▶ **WHAT THE EXERCISE ASKS**
Leave out the pictures, then reproduce the rest of the material exactly.

▶ **INFORMATION SHOWN**

begin

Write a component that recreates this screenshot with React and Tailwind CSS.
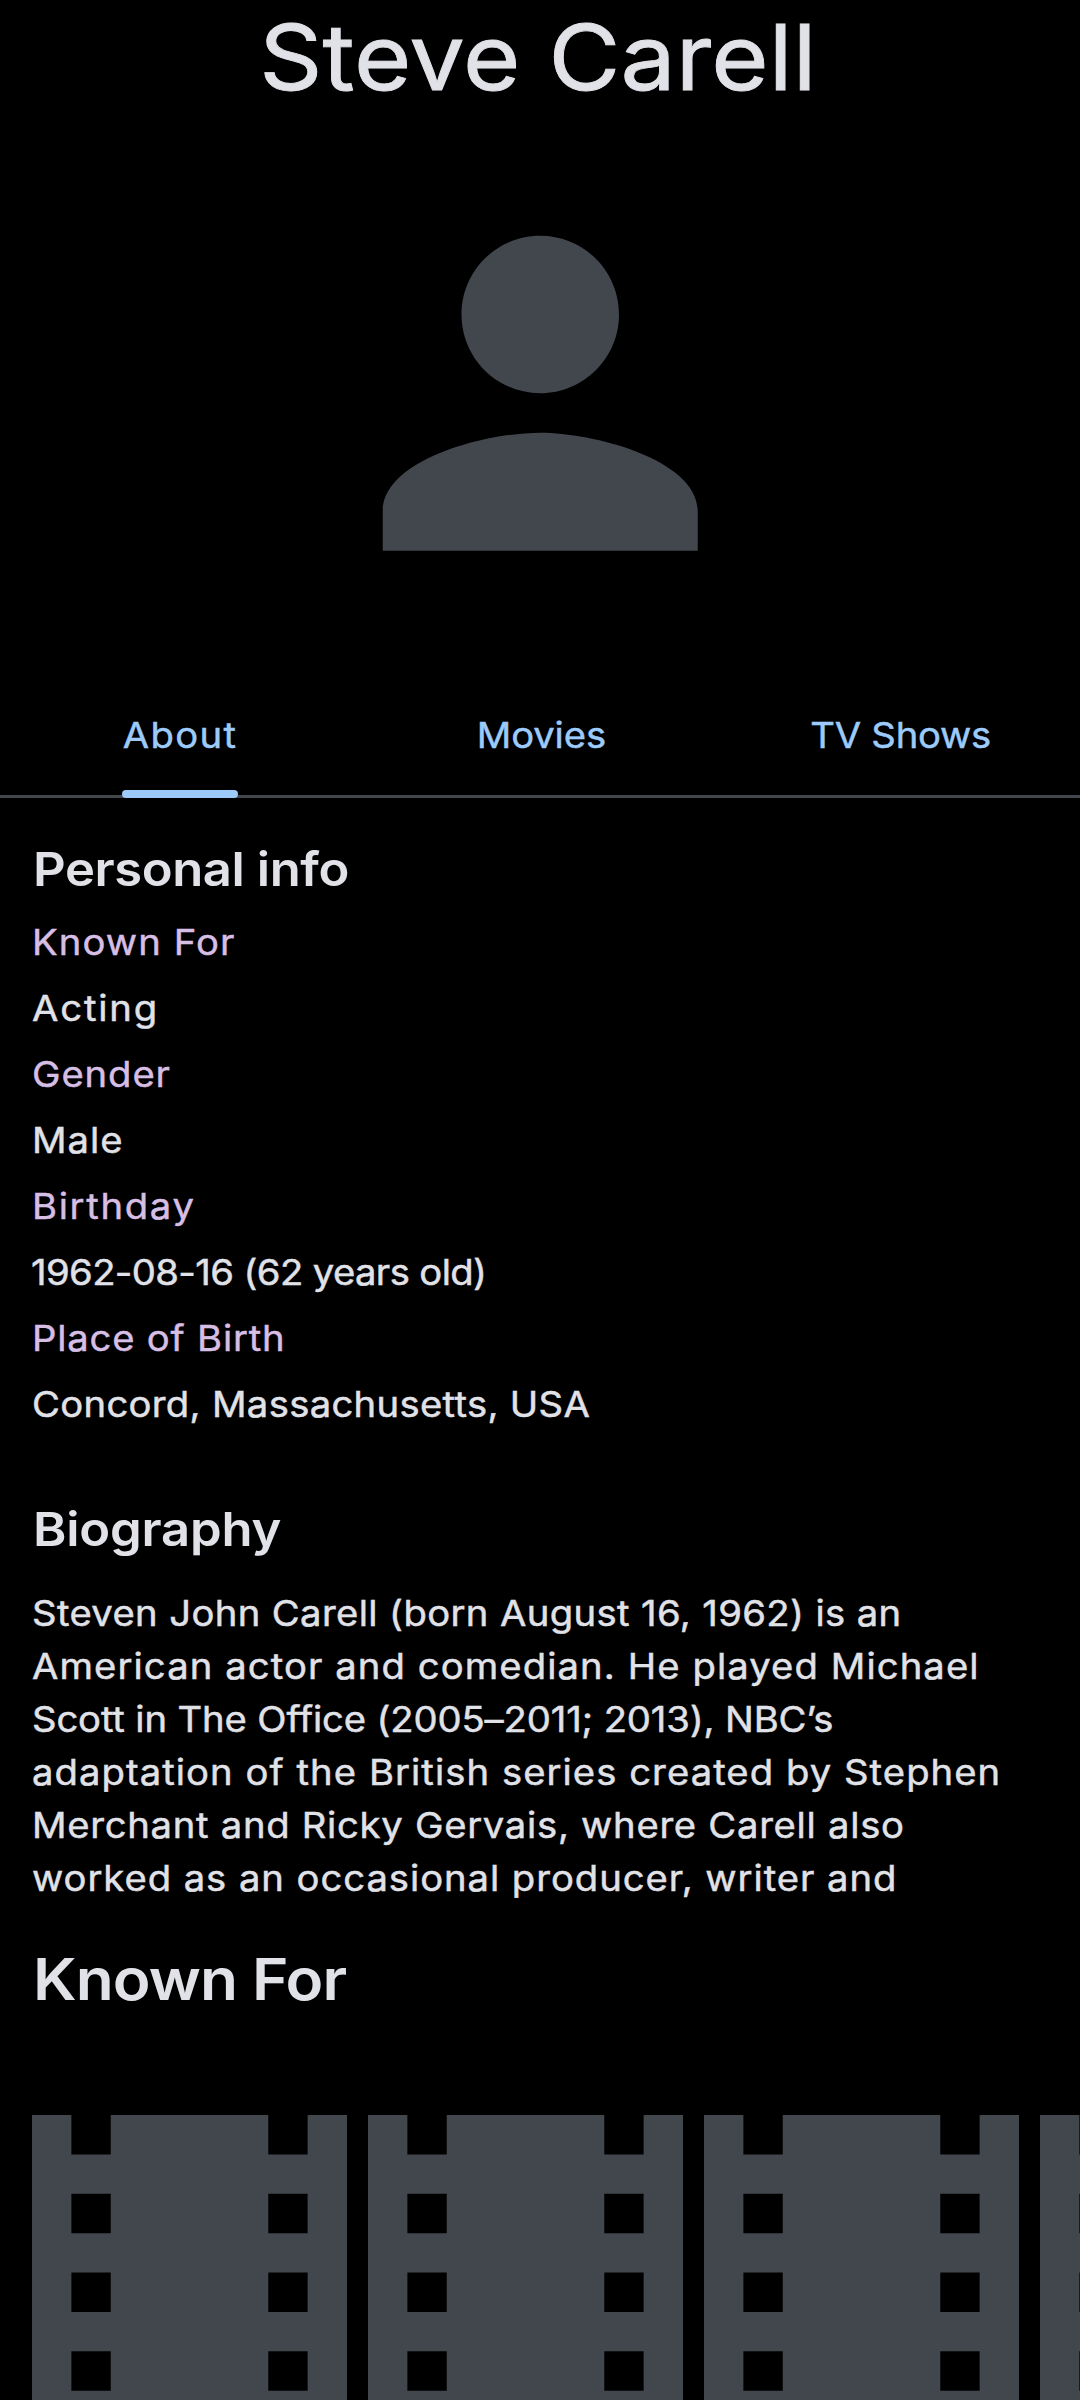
import React from "react";

const tabs = [
  { label: "About", active: true, className: "tracking-[1.26px]" },
  { label: "Movies", className: "tracking-[-0.1px] translate-x-[1.5px]" },
  { label: "TV Shows", className: "tracking-[-0.23px] translate-x-[1px]" },
];

const info = [
  { label: "Known For", value: "Acting", labelClass: "tracking-[1.03px]", valueClass: "tracking-[1.7px]" },
  { label: "Gender", value: "Male", labelClass: "tracking-[0.84px]", valueClass: "tracking-[0.9px]" },
  { label: "Birthday", value: "1962-08-16 (62 years old)", labelClass: "tracking-[1.55px]", valueClass: "tracking-[-0.56px] -ml-px" },
  { label: "Place of Birth", value: "Concord, Massachusetts, USA", labelClass: "tracking-[0.75px]", valueClass: "tracking-[0.3px]" },
];

const biography = [
  { text: "Steven John Carell (born August 16, 1962) is an", className: "tracking-[0.35px]" },
  { text: "American actor and comedian. He played Michael", className: "tracking-[1.01px]" },
  { text: "Scott in The Office (2005–2011; 2013), NBC’s", className: "tracking-[-0.12px]" },
  { text: "adaptation of the British series created by Stephen", className: "tracking-[0.98px]" },
  { text: "Merchant and Ricky Gervais, where Carell also", className: "tracking-[0.66px]" },
  { text: "worked as an occasional producer, writer and", className: "tracking-[0.88px]" },
];

function PersonIcon() {
  return (
    <svg viewBox="0 0 24 24" className="size-[472.5px] shrink-0 fill-[#42474e]" aria-hidden="true">
      <path d="M12 12c2.21 0 4-1.79 4-4s-1.79-4-4-4-4 1.79-4 4 1.79 4 4 4zm0 2c-2.67 0-8 1.34-8 4v2h16v-2c0-2.66-5.33-4-8-4z" />
    </svg>
  );
}

function FilmPoster() {
  return (
    <svg viewBox="4 3 16 18" className="h-[354.375px] w-[315px] shrink-0 fill-[#42474e]" aria-hidden="true">
      <path d="M18 3v2h-2V3H8v2H6V3H4v18h2v-2h2v2h8v-2h2v2h2V3h-2zM8 17H6v-2h2v2zm0-4H6v-2h2v2zm0-4H6V7h2v2zm10 8h-2v-2h2v2zm0-4h-2v-2h2v2zm0-4h-2V7h2v2z" />
    </svg>
  );
}

function Line({ className, children }) {
  return (
    <div className={`w-max origin-left scale-x-[1.08] whitespace-nowrap ${className}`}>{children}</div>
  );
}

export default function App() {
  return (
    <main className="h-[2400px] w-[1080px] overflow-hidden bg-black font-['Inter',sans-serif] text-[35.4px] font-normal text-[#e1e2e8] [-webkit-text-stroke:0.45px_currentColor]">
      <h1 className="flex h-[115px] justify-center text-[91px] leading-[115px] font-normal [-webkit-text-stroke:0.9px_currentColor]">
        <span className="block w-max translate-x-[-2px] scale-x-[1.08] tracking-[0.18px] whitespace-nowrap">Steve Carell</span>
      </h1>

      <div className="mt-[42px] flex h-[472px] justify-center">
        <PersonIcon />
      </div>

      <nav className="mt-[37px] grid h-[132px] grid-cols-3 border-b-3 border-[#42474e] text-[#9ccbfb]">
        {tabs.map((tab) => (
          <div key={tab.label} className="relative flex justify-center pt-[43px] leading-[53px]">
            <span className={`block h-[53px] w-max scale-x-[1.08] whitespace-nowrap ${tab.className}`}>{tab.label}</span>
            {tab.active && (
              <span className="absolute -bottom-[3px] left-[122px] h-2 w-[116px] rounded-[4px] bg-[#9ccbfb]" />
            )}
          </div>
        ))}
      </nav>

      <section className="mt-[41px] px-8">
        <h2 className="mb-[11px] pl-px text-[47px] leading-[60px] font-semibold [-webkit-text-stroke:0px]">
          <Line className="tracking-[-0.39px]">Personal info</Line>
        </h2>
        <dl className="leading-[66px]">
          {info.map((row) => (
            <div key={row.label}>
              <dt className="text-[#d6bee4] [-webkit-text-stroke-color:#d6bee4]">
                <Line className={row.labelClass}>{row.label}</Line>
              </dt>
              <dd>
                <Line className={row.valueClass}>{row.value}</Line>
              </dd>
            </div>
          ))}
        </dl>
      </section>

      <section className="mt-[61px] px-8">
        <h2 className="mb-[28px] pl-px text-[47px] leading-[60px] font-semibold [-webkit-text-stroke:0px]">
          <Line className="tracking-[-0.18px]">Biography</Line>
        </h2>
        <div className="leading-[53px]">
          {biography.map((line) => (
            <Line key={line.text} className={line.className}>{line.text}</Line>
          ))}
        </div>
      </section>

      <section className="mt-[38px] pl-8">
        <h2 className="mb-[100px] pl-px text-[57.5px] leading-[72px] font-semibold [-webkit-text-stroke:0px]">
          <Line className="tracking-[-0.83px]">Known For</Line>
        </h2>
        <div className="flex gap-[21px]">
          <FilmPoster />
          <FilmPoster />
          <FilmPoster />
          <FilmPoster />
        </div>
      </section>
    </main>
  );
}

end

▶ **FINISHED ANSWER**
Write a component that recreates this screenshot with React and Tailwind CSS.
import React from "react";

const tabs = [
  { label: "About", active: true, className: "tracking-[1.26px]" },
  { label: "Movies", className: "tracking-[-0.1px] translate-x-[1.5px]" },
  { label: "TV Shows", className: "tracking-[-0.23px] translate-x-[1px]" },
];

const info = [
  { label: "Known For", value: "Acting", labelClass: "tracking-[1.03px]", valueClass: "tracking-[1.7px]" },
  { label: "Gender", value: "Male", labelClass: "tracking-[0.84px]", valueClass: "tracking-[0.9px]" },
  { label: "Birthday", value: "1962-08-16 (62 years old)", labelClass: "tracking-[1.55px]", valueClass: "tracking-[-0.56px] -ml-px" },
  { label: "Place of Birth", value: "Concord, Massachusetts, USA", labelClass: "tracking-[0.75px]", valueClass: "tracking-[0.3px]" },
];

const biography = [
  { text: "Steven John Carell (born August 16, 1962) is an", className: "tracking-[0.35px]" },
  { text: "American actor and comedian. He played Michael", className: "tracking-[1.01px]" },
  { text: "Scott in The Office (2005–2011; 2013), NBC’s", className: "tracking-[-0.12px]" },
  { text: "adaptation of the British series created by Stephen", className: "tracking-[0.98px]" },
  { text: "Merchant and Ricky Gervais, where Carell also", className: "tracking-[0.66px]" },
  { text: "worked as an occasional producer, writer and", className: "tracking-[0.88px]" },
];

function PersonIcon() {
  return (
    <svg viewBox="0 0 24 24" className="size-[472.5px] shrink-0 fill-[#42474e]" aria-hidden="true">
      <path d="M12 12c2.21 0 4-1.79 4-4s-1.79-4-4-4-4 1.79-4 4 1.79 4 4 4zm0 2c-2.67 0-8 1.34-8 4v2h16v-2c0-2.66-5.33-4-8-4z" />
    </svg>
  );
}

function FilmPoster() {
  return (
    <svg viewBox="4 3 16 18" className="h-[354.375px] w-[315px] shrink-0 fill-[#42474e]" aria-hidden="true">
      <path d="M18 3v2h-2V3H8v2H6V3H4v18h2v-2h2v2h8v-2h2v2h2V3h-2zM8 17H6v-2h2v2zm0-4H6v-2h2v2zm0-4H6V7h2v2zm10 8h-2v-2h2v2zm0-4h-2v-2h2v2zm0-4h-2V7h2v2z" />
    </svg>
  );
}

function Line({ className, children }) {
  return (
    <div className={`w-max origin-left scale-x-[1.08] whitespace-nowrap ${className}`}>{children}</div>
  );
}

export default function App() {
  return (
    <main className="h-[2400px] w-[1080px] overflow-hidden bg-black font-['Inter',sans-serif] text-[35.4px] font-normal text-[#e1e2e8] [-webkit-text-stroke:0.45px_currentColor]">
      <h1 className="flex h-[115px] justify-center text-[91px] leading-[115px] font-normal [-webkit-text-stroke:0.9px_currentColor]">
        <span className="block w-max translate-x-[-2px] scale-x-[1.08] tracking-[0.18px] whitespace-nowrap">Steve Carell</span>
      </h1>

      <div className="mt-[42px] flex h-[472px] justify-center">
        <PersonIcon />
      </div>

      <nav className="mt-[37px] grid h-[132px] grid-cols-3 border-b-3 border-[#42474e] text-[#9ccbfb]">
        {tabs.map((tab) => (
          <div key={tab.label} className="relative flex justify-center pt-[43px] leading-[53px]">
            <span className={`block h-[53px] w-max scale-x-[1.08] whitespace-nowrap ${tab.className}`}>{tab.label}</span>
            {tab.active && (
              <span className="absolute -bottom-[3px] left-[122px] h-2 w-[116px] rounded-[4px] bg-[#9ccbfb]" />
            )}
          </div>
        ))}
      </nav>

      <section className="mt-[41px] px-8">
        <h2 className="mb-[11px] pl-px text-[47px] leading-[60px] font-semibold [-webkit-text-stroke:0px]">
          <Line className="tracking-[-0.39px]">Personal info</Line>
        </h2>
        <dl className="leading-[66px]">
          {info.map((row) => (
            <div key={row.label}>
              <dt className="text-[#d6bee4] [-webkit-text-stroke-color:#d6bee4]">
                <Line className={row.labelClass}>{row.label}</Line>
              </dt>
              <dd>
                <Line className={row.valueClass}>{row.value}</Line>
              </dd>
            </div>
          ))}
        </dl>
      </section>

      <section className="mt-[61px] px-8">
        <h2 className="mb-[28px] pl-px text-[47px] leading-[60px] font-semibold [-webkit-text-stroke:0px]">
          <Line className="tracking-[-0.18px]">Biography</Line>
        </h2>
        <div className="leading-[53px]">
          {biography.map((line) => (
            <Line key={line.text} className={line.className}>{line.text}</Line>
          ))}
        </div>
      </section>

      <section className="mt-[38px] pl-8">
        <h2 className="mb-[100px] pl-px text-[57.5px] leading-[72px] font-semibold [-webkit-text-stroke:0px]">
          <Line className="tracking-[-0.83px]">Known For</Line>
        </h2>
        <div className="flex gap-[21px]">
          <FilmPoster />
          <FilmPoster />
          <FilmPoster />
          <FilmPoster />
        </div>
      </section>
    </main>
  );
}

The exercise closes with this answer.